The third misconception that readers have about Dr. Pat is that they think that she is saying that the masculine partner in the relationship must be masculine in every aspect of his or her life, and the feminine partner in the relationship must be feminine in every aspect of his or her life. Dr. Pat does not say this at all. She simply says that a person should maintain their primarilly masculin or primarilly feminine role when interacting with his or her spouse. The feminine partner in the relationship can be masculine at work, on the athletic field, when interacting with his or her friends, etc. etc--just not with his or her spouse. And the masculine partner in the relationship can be feminine when interacting with his or her friends, family, etc--just not with his or her spouse. Dr. Pat clearly states that each of us has both masculine and feminine energy, and that we can incorporate both those energies into any or all of our activities and interactions outside of our relationships.

Another complaint that some readers express is that they think Dr. Pat is saying that the masculine energy partener in the relationship can never express his or her feelings in the relationship and the feminine energy person can never express his or her thoughts in the relationship. If these readers would read the book more carefully, they would see that Dr Pat clearly states that while the masculine energy partner should primarilly be the thinker and the feminine partner should primarilly be the feeler, the partners can switch roles when necessary as long as they ask each other for permission before they do so. For example, if the masculine partner wants to express his or her feelings, he or she should say the following to his or her partner: "I have a feeling I would like to express, would you like to hear it now, or would you rather hear it sometime before bed." Likewise, if the feminine partner in the relationship wants to express a thought or idea, he or she would say "I have a thought/idea that I would like to share with you, would you like to here it now or hear it sometime before bed?".
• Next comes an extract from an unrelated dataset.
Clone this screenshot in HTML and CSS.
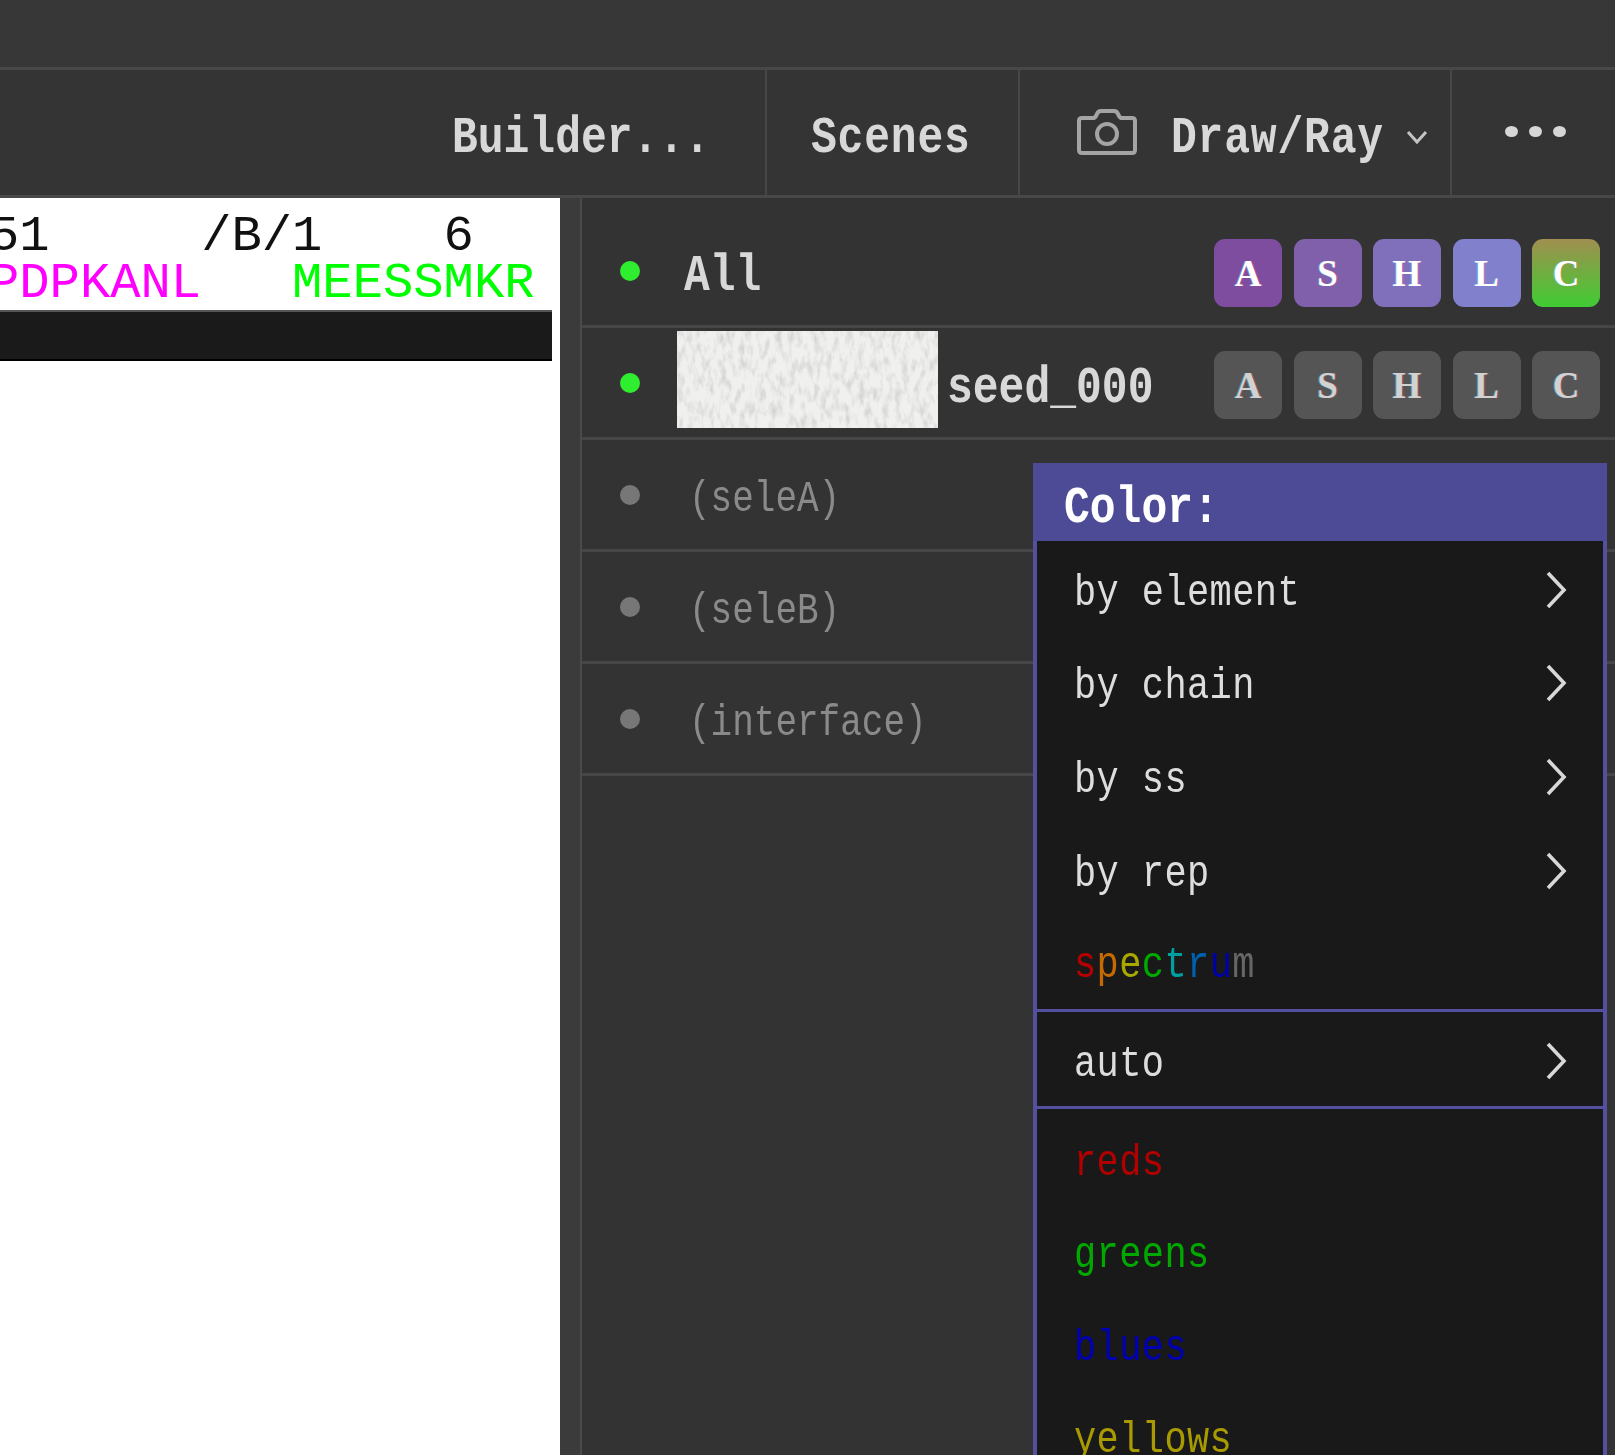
FILE: index.html
```html
<!DOCTYPE html>
<html lang="en">
<head>
<meta charset="utf-8">
<title>PyMOL</title>
<link rel="stylesheet" href="styles.css">
</head>
<body>
<div class="page">
  <header class="topbar"></header>
  <nav class="toolbar">
    <div class="tool tool-builder"><span class="txt">Builder...</span></div>
    <div class="tool tool-scenes"><span class="txt">Scenes</span></div>
    <div class="tool tool-draw">
      <svg class="camera" viewBox="0 0 62 48" width="62" height="48" aria-hidden="true">
        <path d="M3 13 Q3 10 6 10 H17 Q19 10 20 8 L21 6 Q22 3 25 3 H38 Q41 3 42 6 L43 8 Q44 10 46 10 H56 Q59 10 59 13 V42 Q59 45 56 45 H6 Q3 45 3 42 Z" fill="none" stroke="#a4a4a4" stroke-width="4"/>
        <circle cx="31" cy="26" r="10" fill="none" stroke="#a4a4a4" stroke-width="4"/>
      </svg>
      <span class="txt">Draw/Ray</span>
      <svg class="caret" viewBox="0 0 22 14" width="22" height="14" aria-hidden="true">
        <path d="M2 2 L11 12 L20 2" fill="none" stroke="#c4c4c4" stroke-width="3"/>
      </svg>
    </div>
    <div class="tool tool-more"><i class="pip"></i><i class="pip"></i><i class="pip"></i></div>
  </nav>
  <main class="main">
    <section class="viewer">
      <pre class="seq"><span class="seq-black">51     /B/1    6</span>
<span class="seq-pink">PDPKANL</span>   <span class="seq-green">MEESSMKR</span></pre>
      <div class="cmdbar"></div>
    </section>
    <div class="gutter"></div>
    <section class="objects">
      <div class="row">
        <i class="dot on"></i><span class="name name-all txt">All</span>
        <div class="toggles">
          <span class="tg tg-a">A</span><span class="tg tg-s">S</span><span class="tg tg-h">H</span><span class="tg tg-l">L</span><span class="tg tg-c">C</span>
        </div>
      </div>
      <div class="row">
        <i class="dot on"></i>
        <svg class="thumb" width="261" height="97" aria-hidden="true">
          <filter id="grain" x="0" y="0" width="100%" height="100%">
            <feTurbulence type="fractalNoise" baseFrequency="0.16 0.07" numOctaves="3" seed="7"/>
            <feColorMatrix type="matrix" values="0 0 0 0 0.66  0 0 0 0 0.66  0 0 0 0 0.65  2.6 0 0 0 -1.15"/>
          </filter>
          <rect width="261" height="97" fill="#f0f0ee"/>
          <rect width="261" height="97" filter="url(#grain)"/>
        </svg>
        <span class="name name-seed txt">seed_000</span>
        <div class="toggles">
          <span class="tg off">A</span><span class="tg off">S</span><span class="tg off">H</span><span class="tg off">L</span><span class="tg off">C</span>
        </div>
      </div>
      <div class="row"><i class="dot"></i><span class="name name-sel txt">(seleA)</span></div>
      <div class="row"><i class="dot"></i><span class="name name-sel txt">(seleB)</span></div>
      <div class="row"><i class="dot"></i><span class="name name-sel txt">(interface)</span></div>
    </section>
  </main>
  <aside class="menu">
    <div class="menu-title"><span class="txt">Color:</span></div>
    <div class="menu-group">
      <div class="mi"><span class="txt">by element</span><svg class="chev" viewBox="0 0 22 38" width="22" height="38"><path d="M3 2 L19 19 L3 36" fill="none" stroke="#d8d8d8" stroke-width="3.6"/></svg></div>
      <div class="mi"><span class="txt">by chain</span><svg class="chev" viewBox="0 0 22 38" width="22" height="38"><path d="M3 2 L19 19 L3 36" fill="none" stroke="#d8d8d8" stroke-width="3.6"/></svg></div>
      <div class="mi"><span class="txt">by ss</span><svg class="chev" viewBox="0 0 22 38" width="22" height="38"><path d="M3 2 L19 19 L3 36" fill="none" stroke="#d8d8d8" stroke-width="3.6"/></svg></div>
      <div class="mi"><span class="txt">by rep</span><svg class="chev" viewBox="0 0 22 38" width="22" height="38"><path d="M3 2 L19 19 L3 36" fill="none" stroke="#d8d8d8" stroke-width="3.6"/></svg></div>
      <div class="mi mi-spectrum"><span class="txt"><b class="c1">s</b><b class="c2">p</b><b class="c3">e</b><b class="c4">c</b><b class="c5">t</b><b class="c6">r</b><b class="c7">u</b><b class="c8">m</b></span></div>
    </div>
    <div class="menu-group">
      <div class="mi"><span class="txt">auto</span><svg class="chev" viewBox="0 0 22 38" width="22" height="38"><path d="M3 2 L19 19 L3 36" fill="none" stroke="#d8d8d8" stroke-width="3.6"/></svg></div>
    </div>
    <div class="menu-group last">
      <div class="mi reds"><span class="txt">reds</span></div>
      <div class="mi greens"><span class="txt">greens</span></div>
      <div class="mi blues"><span class="txt">blues</span></div>
      <div class="mi yellows"><span class="txt">yellows</span></div>
    </div>
  </aside>
</div>
</body>
</html>
```
FILE: styles.css
```css
* { box-sizing: border-box; }
html, body { margin: 0; padding: 0; background: #333; }
.page {
  position: relative;
  width: 1615px;
  height: 1455px;
  overflow: hidden;
  background: #333;
  font-family: "Liberation Mono", monospace;
  color: #ddd;
}
.txt {
  display: inline-block;
  transform: translateY(5px) scaleY(1.22);
  filter: blur(0.55px);
  white-space: pre;
}
.topbar {
  height: 70px;
  background: #373737;
  border-bottom: 3px solid #484848;
}
.toolbar {
  display: flex;
  justify-content: flex-end;
  height: 128px;
  border-bottom: 3px solid #484848;
  background: #343434;
}
.tool {
  display: flex;
  align-items: center;
  font-size: 43px;
  font-weight: 700;
  color: #d8d8d8;
  border-right: 2px solid #474747;
}
.tool-builder { padding-right: 55px; }
.tool-scenes { width: 253px; padding-left: 44px; letter-spacing: .8px; }
.tool-draw { width: 432px; padding-left: 56px; letter-spacing: .8px; }
.tool-more { width: 163px; border-right: 0; padding-left: 53px; gap: 11px; padding-bottom: 2px; }
.camera { margin-right: 33px; margin-top: -2px; filter: blur(0.4px); }
.caret { margin-left: 22px; margin-top: 8px; filter: blur(0.3px); }
.pip { width: 13px; height: 11px; border-radius: 50%; background: #d6d6d6; }
.main { display: flex; height: 1257px; }
.viewer { width: 560px; background: #fff; overflow: hidden; }
.seq {
  margin: 0;
  margin-left: -11px;
  padding-top: 15px;
  font: 400 50.5px/47px "Liberation Mono", monospace;
  color: #111;
  filter: blur(0.3px);
}
.seq-pink { color: #f0f; }
.seq-green { color: #0f0; }
.cmdbar {
  height: 51px;
  margin: 3px 8px 0 0;
  background: #1a1a1a;
  border-top: 2px solid #555;
  border-bottom: 2px solid #000;
}
.gutter {
  width: 22px;
  background: #3b3b3b;
  border-right: 2px solid #4a4a4a;
}
.objects { flex: 1; padding-top: 18px; background: #333; }
.row {
  display: flex;
  align-items: center;
  height: 112px;
  border-bottom: 3px solid #464646;
  padding-left: 38px;
  padding-right: 15px;
}
.dot {
  flex: none;
  width: 20px;
  height: 20px;
  border-radius: 50%;
  background: #777;
}
.dot.on { background: #2fee2f; }
.name { font-size: 43px; font-weight: 700; color: #d8d8d8; }
.name-all { margin-left: 44px; }
.name-seed { margin-left: 9px; }
.name-sel { margin-left: 49px; font-size: 36px; font-weight: 400; color: #8a8a8a; }
.thumb { flex: none; margin-left: 37px; margin-top: -7px; display: block; }
.toggles { display: flex; gap: 11.5px; margin-left: auto; margin-top: 5px; }
.tg {
  width: 68px;
  height: 68px;
  border-radius: 11px;
  display: flex;
  align-items: center;
  justify-content: center;
  font-family: "Liberation Serif", serif;
  font-size: 37px;
  font-weight: 700;
  color: #fff;
  text-shadow: -1px 0 rgba(80, 220, 255, .45), 1px 0 rgba(255, 90, 120, .4);
}
.tg-a { background: #7f4da0; }
.tg-s { background: #8060ab; }
.tg-h { background: #8070bb; }
.tg-l { background: #8080cc; }
.tg-c { background: linear-gradient(#a18f4f, #3fcc33); }
.tg.off { background: #555; color: #d2d2d2; }
.menu {
  position: absolute;
  left: 1033px;
  top: 463px;
  width: 574px;
  bottom: 0;
  background: #5350a0;
  padding: 0 4px;
}
.menu-title {
  height: 78px;
  margin: 0 -4px;
  padding-left: 31px;
  background: #4e4b96;
  display: flex;
  align-items: center;
  font-size: 43px;
  font-weight: 700;
  color: #fff;
}
.menu-group { background: #191919; margin-bottom: 3px; }
.menu-group.last { padding-top: 3px; }
.mi {
  display: flex;
  align-items: center;
  justify-content: space-between;
  height: 93.6px;
  padding: 0 36px 0 37px;
  font-size: 37px;
  letter-spacing: .4px;
  color: #ddd;
  font-weight: 400;
}
.menu-group.last .mi { height: 92.4px; }
.mi-spectrum { padding-bottom: 4px; }
.chev { filter: blur(0.3px); margin-top: 4px; }
.mi b { font-weight: 400; }
.c1 { color: #b80000; }
.c2 { color: #c46a00; }
.c3 { color: #a8a800; }
.c4 { color: #00a800; }
.c5 { color: #00a0a0; }
.c6 { color: #0060b0; }
.c7 { color: #0000a8; }
.c8 { color: #666; }
.reds { color: #b00000; }
.greens { color: #00a800; }
.blues { color: #0000b0; }
.yellows { color: #a89a00; }
```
The fith complaint that many readers have is that they think that Dr. Pat believes that the woman should be feminine and the man should be masculine. Dr. Pat does not say this at all. All she says is that one of the partners should be masculine and the other partner should be feminine--therefore, she says that a successful relationship could consist of a masculine man and a feminine woman, a masculine woman and a feminine man, a masculine man and a feminine man, or a masculine woman and a feminine woman.

The sixth complaint that readers have is that they think that a person should not have to choose to play a role in order to be in a relationship. Well, the bottom line is that anything worth while in life recquires some sort of sacrifice and hard work. If one wants to drive a car, he or she needs to pay insurance and take a driving test. If one wants to be a good piano player, her or she needs to practice playing scales and reading music. If one wants a college degree, he or she needs to spend a lot of hours studying. If one wants to lose weight, he ors he needs to eat healthey and exercise. Therefore, one needs to realize that if he or she wants a long term relationship/marraige that is happy and healthy for both partners, then he or she has to be willing to do hard work and makes some sacrifices/compromises--otherwise the person should either remain single, be in a co-dependent/dysfunctional relationship, or just have short term/casual relationships.

In closing, I suggest that if you have not read Getting to I Do, you should read it. And if you have read it and don't like it, you should read it again--this time read it more slowly and more carefully.